[Start of Dataset section]
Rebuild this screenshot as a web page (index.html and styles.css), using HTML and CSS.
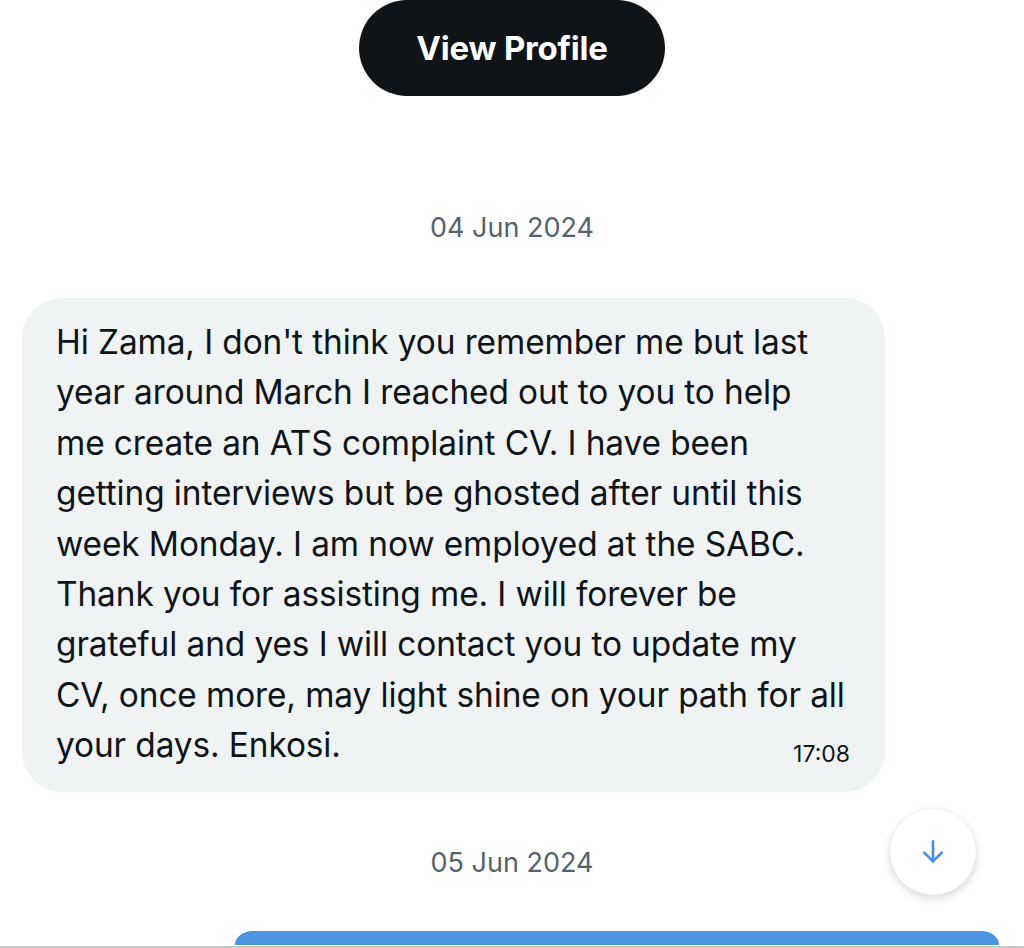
FILE: index.html
```html
<!DOCTYPE html>
<html lang="en">
<head>
<meta charset="utf-8">
<title>Messages</title>
<link rel="stylesheet" href="styles.css">
</head>
<body>
<main class="chat">
  <div class="profile-row">
    <button class="profile-btn">View Profile</button>
  </div>
  <div class="date-sep first">04 Jun 2024</div>
  <div class="bubble">
    <p class="msg">Hi Zama, I don't think you remember me but last<br>year around March I reached out to you to help<br>me create an ATS complaint CV. I have been<br>getting interviews but be ghosted after until this<br>week Monday. I am now employed at the SABC.<br>Thank you for assisting me. I will forever be<br>grateful and yes I will contact you to update my<br>CV, once more, may light shine on your path for all<br>your days. Enkosi.<span class="time">17:08</span></p>
  </div>
  <div class="date-sep second">05 Jun 2024</div>
  <div class="sent-bar"></div>
  <button class="fab" aria-label="Scroll to bottom">
    <svg width="30" height="30" viewBox="0 0 24 24" fill="none" stroke="currentColor" stroke-width="2.2" stroke-linecap="round" stroke-linejoin="round"><path d="M12 3.5v16"/><path d="M5 12.5l7 7 7-7"/></svg>
  </button>
</main>
</body>
</html>
```
FILE: styles.css
```css
html, body {
  margin: 0;
  padding: 0;
  background: #ffffff;
}
body {
  width: 1024px;
  height: 948px;
  overflow: hidden;
  font-family: "Inter", "Roboto", "Liberation Sans", sans-serif;
  color: #0f1419;
}
.chat {
  position: relative;
  height: 946px;
  border-bottom: 2px solid #c9c9c9;
  display: flex;
  flex-direction: column;
  overflow: hidden;
}
.profile-row {
  display: flex;
  justify-content: center;
}
.profile-btn {
  width: 306px;
  height: 96px;
  border: none;
  border-radius: 48px;
  background: #0f1419;
  color: #ffffff;
  font-family: inherit;
  font-size: 33px;
  font-weight: 700;
  letter-spacing: -0.2px;
  padding: 0;
}
.date-sep {
  text-align: center;
  color: #536471;
  font-size: 27px;
  line-height: 32px;
}
.date-sep.first {
  margin-top: 116px;
}
.bubble {
  margin: 54px 0 0 22px;
  width: 863px;
  box-sizing: border-box;
  background: #eff3f4;
  border-radius: 40px;
  padding: 19px 20px 21px 34px;
}
.msg {
  margin: 0;
  font-size: 33.4px;
  line-height: 50.4px;
  letter-spacing: -0.1px;
  white-space: nowrap;
}
.time {
  float: right;
  font-size: 23px;
  line-height: 28px;
  margin-top: 20px;
  margin-right: 15px;
  letter-spacing: 0;
}
.date-sep.second {
  margin-top: 55px;
}
.sent-bar {
  margin: 52px 0 0 235px;
  width: 764px;
  height: 14px;
  background: #4a94e0;
  border-radius: 26px 26px 0 0 / 20px 20px 0 0;
}
.fab {
  position: absolute;
  left: 890px;
  top: 809px;
  width: 86px;
  height: 86px;
  border-radius: 50%;
  border: none;
  background: #ffffff;
  box-shadow: 0 3px 10px rgba(0, 0, 0, 0.16), 0 0 2px rgba(0, 0, 0, 0.06);
  color: #4a90e2;
  display: flex;
  align-items: center;
  justify-content: center;
  padding: 0;
}
```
[End of Dataset section]
From the data above, pick out each line containing "index" and copy it.

Rebuild this screenshot as a web page (index.html and styles.css), using HTML and CSS.
FILE: index.html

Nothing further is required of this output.